Given exercise
Do any lines in the data below contain "image"? If so, copy every one of them.

Data provided
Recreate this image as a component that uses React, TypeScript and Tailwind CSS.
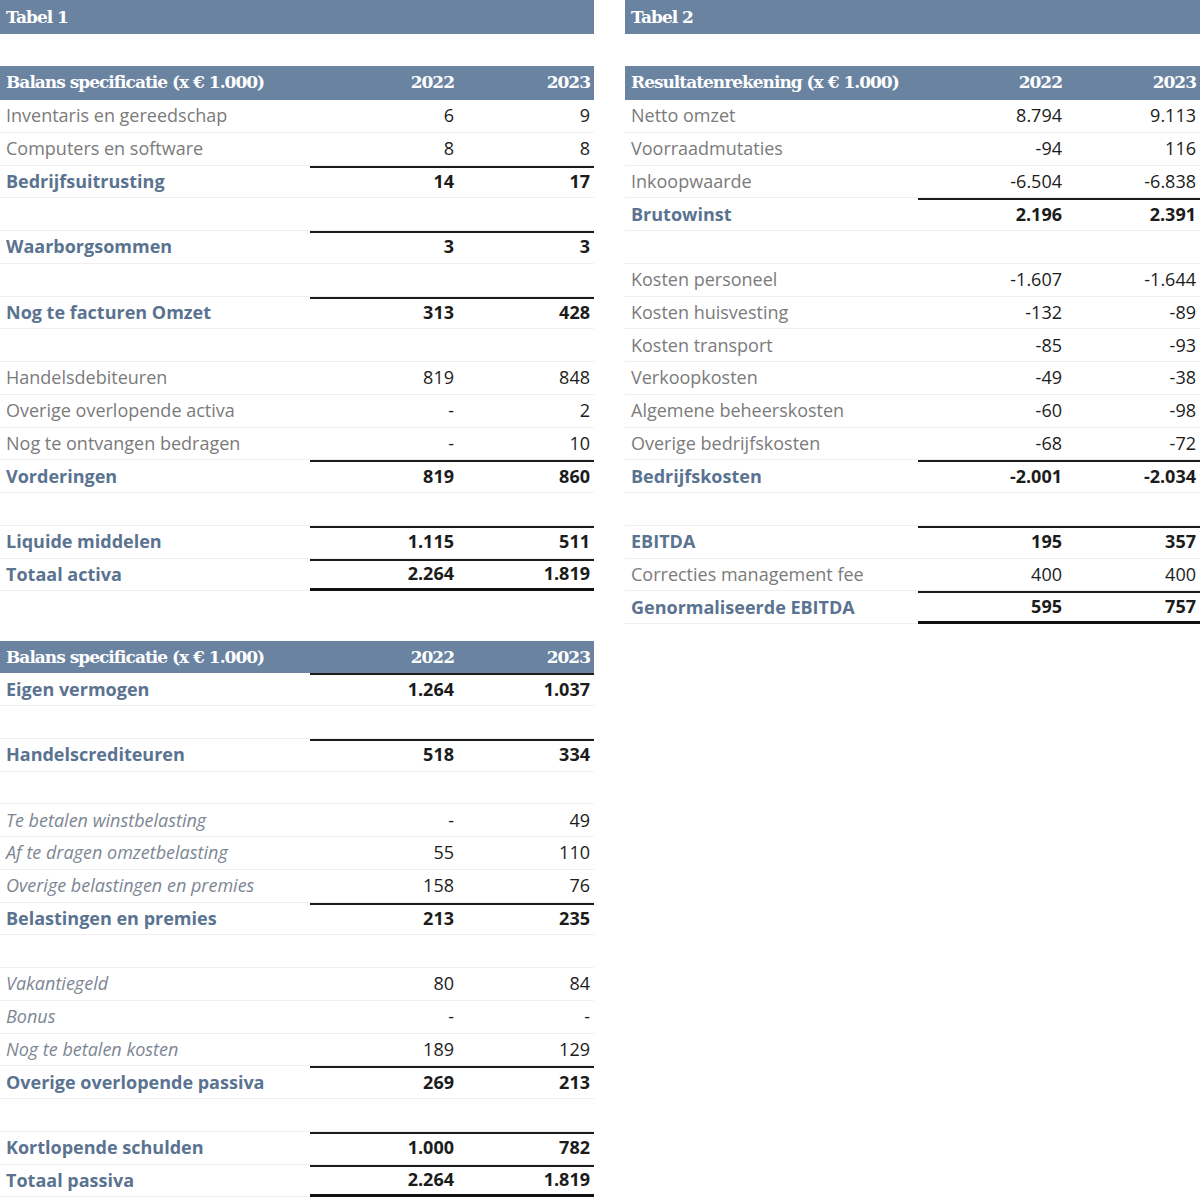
---
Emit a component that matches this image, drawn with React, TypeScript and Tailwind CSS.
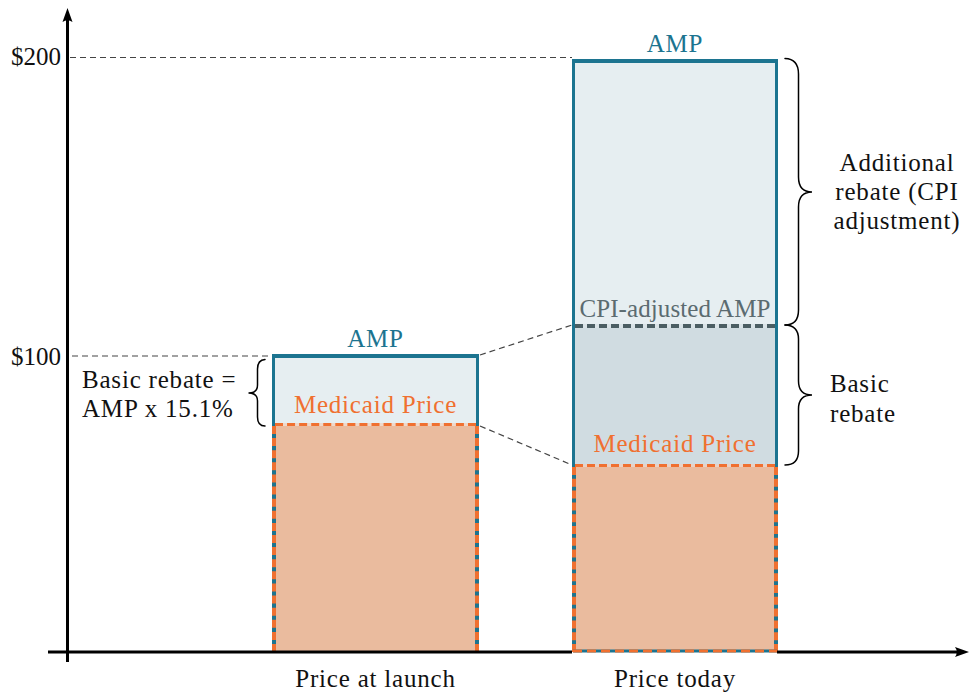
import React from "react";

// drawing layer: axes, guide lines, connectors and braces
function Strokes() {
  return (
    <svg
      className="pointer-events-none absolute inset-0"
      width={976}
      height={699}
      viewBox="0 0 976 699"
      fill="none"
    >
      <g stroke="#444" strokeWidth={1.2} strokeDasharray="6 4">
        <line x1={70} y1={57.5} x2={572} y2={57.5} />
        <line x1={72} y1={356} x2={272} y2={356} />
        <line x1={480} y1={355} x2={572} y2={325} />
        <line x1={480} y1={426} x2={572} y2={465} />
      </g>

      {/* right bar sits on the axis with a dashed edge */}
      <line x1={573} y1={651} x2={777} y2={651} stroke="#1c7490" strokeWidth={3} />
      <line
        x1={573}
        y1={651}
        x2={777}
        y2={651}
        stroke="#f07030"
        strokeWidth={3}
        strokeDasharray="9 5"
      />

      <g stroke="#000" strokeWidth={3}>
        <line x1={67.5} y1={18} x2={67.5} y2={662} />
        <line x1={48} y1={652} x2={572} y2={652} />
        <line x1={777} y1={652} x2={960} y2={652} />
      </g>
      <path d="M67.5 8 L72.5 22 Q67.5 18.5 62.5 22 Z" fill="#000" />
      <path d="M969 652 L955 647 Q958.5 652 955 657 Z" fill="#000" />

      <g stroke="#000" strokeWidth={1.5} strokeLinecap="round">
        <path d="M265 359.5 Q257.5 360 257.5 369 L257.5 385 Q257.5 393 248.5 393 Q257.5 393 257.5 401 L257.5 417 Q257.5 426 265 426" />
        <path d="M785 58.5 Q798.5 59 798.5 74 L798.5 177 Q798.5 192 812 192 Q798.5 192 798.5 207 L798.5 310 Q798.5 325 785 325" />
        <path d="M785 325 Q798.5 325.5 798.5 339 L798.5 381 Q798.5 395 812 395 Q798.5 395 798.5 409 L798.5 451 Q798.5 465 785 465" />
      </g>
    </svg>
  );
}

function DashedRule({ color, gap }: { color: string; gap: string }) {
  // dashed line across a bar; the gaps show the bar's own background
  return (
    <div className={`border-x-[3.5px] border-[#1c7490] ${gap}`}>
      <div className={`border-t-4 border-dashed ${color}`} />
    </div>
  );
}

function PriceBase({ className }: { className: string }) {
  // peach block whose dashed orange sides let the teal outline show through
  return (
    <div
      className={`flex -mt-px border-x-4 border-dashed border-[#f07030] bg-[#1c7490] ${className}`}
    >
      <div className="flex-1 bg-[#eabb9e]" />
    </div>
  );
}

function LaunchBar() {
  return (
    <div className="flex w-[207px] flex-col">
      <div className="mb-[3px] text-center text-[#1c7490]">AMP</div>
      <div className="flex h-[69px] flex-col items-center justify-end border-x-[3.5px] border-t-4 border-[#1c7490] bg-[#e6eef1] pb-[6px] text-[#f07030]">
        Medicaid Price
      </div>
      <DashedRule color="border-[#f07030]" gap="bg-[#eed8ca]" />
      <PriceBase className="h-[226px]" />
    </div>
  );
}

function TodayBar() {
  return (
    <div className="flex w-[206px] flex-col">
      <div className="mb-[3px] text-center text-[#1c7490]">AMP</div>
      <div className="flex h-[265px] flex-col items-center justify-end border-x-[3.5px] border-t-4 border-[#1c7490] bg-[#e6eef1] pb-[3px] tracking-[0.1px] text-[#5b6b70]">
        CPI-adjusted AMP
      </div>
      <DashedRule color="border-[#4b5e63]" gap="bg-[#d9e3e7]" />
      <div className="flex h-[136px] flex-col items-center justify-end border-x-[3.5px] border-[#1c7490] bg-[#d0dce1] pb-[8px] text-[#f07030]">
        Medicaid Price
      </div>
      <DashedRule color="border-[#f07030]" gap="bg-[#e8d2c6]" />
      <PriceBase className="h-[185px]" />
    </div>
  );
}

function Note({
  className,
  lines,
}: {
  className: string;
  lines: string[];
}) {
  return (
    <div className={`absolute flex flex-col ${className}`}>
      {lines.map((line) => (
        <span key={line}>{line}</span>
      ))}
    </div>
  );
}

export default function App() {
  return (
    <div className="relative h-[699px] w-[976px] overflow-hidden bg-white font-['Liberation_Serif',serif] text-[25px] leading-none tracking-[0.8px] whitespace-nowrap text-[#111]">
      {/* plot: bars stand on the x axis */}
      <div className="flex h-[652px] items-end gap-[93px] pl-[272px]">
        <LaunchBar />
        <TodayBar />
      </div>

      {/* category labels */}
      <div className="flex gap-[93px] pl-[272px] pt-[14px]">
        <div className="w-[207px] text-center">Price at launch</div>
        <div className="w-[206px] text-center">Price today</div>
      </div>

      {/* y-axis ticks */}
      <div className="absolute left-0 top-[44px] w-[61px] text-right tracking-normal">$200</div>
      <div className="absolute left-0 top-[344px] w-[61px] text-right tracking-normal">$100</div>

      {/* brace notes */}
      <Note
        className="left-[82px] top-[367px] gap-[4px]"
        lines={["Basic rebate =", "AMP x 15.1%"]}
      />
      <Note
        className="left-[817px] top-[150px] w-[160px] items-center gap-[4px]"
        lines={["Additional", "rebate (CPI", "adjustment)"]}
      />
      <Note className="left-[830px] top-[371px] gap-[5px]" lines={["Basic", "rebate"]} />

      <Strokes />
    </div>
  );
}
==
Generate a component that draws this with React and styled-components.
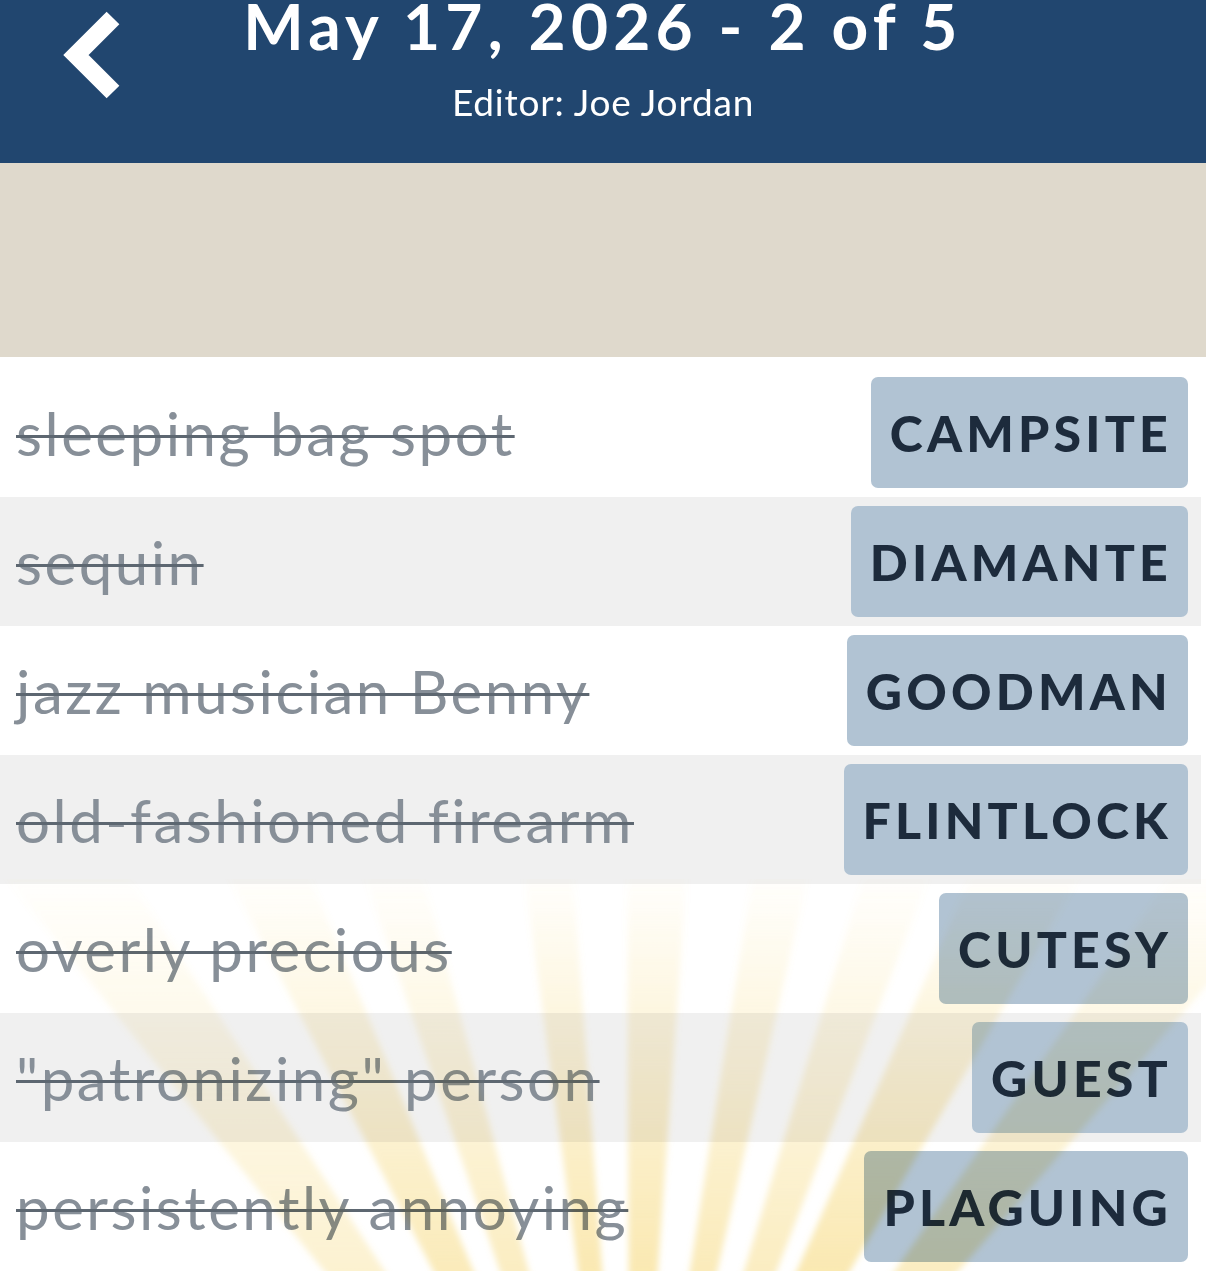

Final answer
Recreate this image as a component that uses React, TypeScript and Tailwind CSS.
Emit a component that matches this image, drawn with React, TypeScript and Tailwind CSS.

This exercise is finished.